If you have major concerns or conflicts about co-parenting, dividing your assets and debts, or are overwhelmed by the legal side, it’s wise to at least get some legal coaching.
Where will you live—and what about kids and/or pets?
If you purchased your home during your marriage, you both likely have equal ownership of the property. If you have kids together, a big part of your divorce will be about custody and parental rights. Many people assume that you have to split time with kids 50/50, but the truth is, you can decide together and include your decision in your final agreement.

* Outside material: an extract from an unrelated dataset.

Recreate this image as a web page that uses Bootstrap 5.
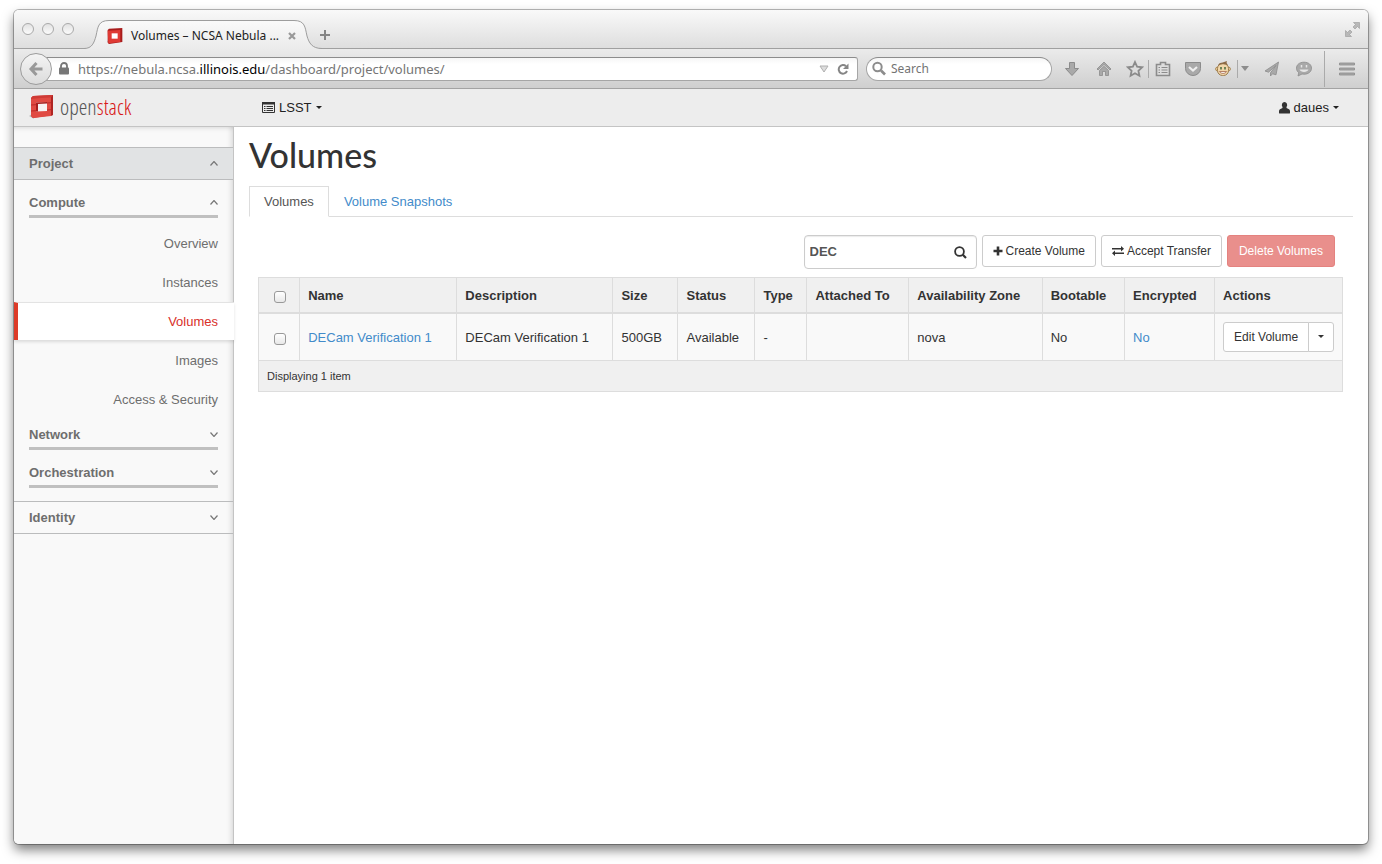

But what about during the divorce? Usually, you will want an arrangement that is the fairest and least disruptive. Consider things like distance from work, keeping changes as minimal as possible to lessen stress, who will be able to tend to household chores more easily, etc. Even if you are still living in the same home throughout your divorce, this can be a good time to try out a schedule where each of you spends time with the kids separately but once a week (or so) you have a family dinner or outing to show your kids a united front. Remember, this is not the end of your family – it’s a reorganization.
Will one of you take the lead with paperwork and other procedural to-dos?
Is one of you better at filling out forms, following strict guidelines, and meeting deadlines? Or does one of you simply have more time or want to own all the submission of completed paperwork? It might make sense to delegate one person as the “doer”. While this job might be daunting and far from fun, you don’t have to work through it blindly. Our team helps guide clients through it—we can even help you fill it out, and then submit it to the proper court for you. See our plans.
What happens when we can’t agree?
If you begin to feel overwhelmed, scared, angry, or sad, you’re more likely to act on impulse and resort to tactics you otherwise would not. Mediation can often take the place of lawyering up. Mediators know all about the legal side of divorce, and while they can’t give you advice, they serve as objective informers, helping you and your spouse reach an agreement.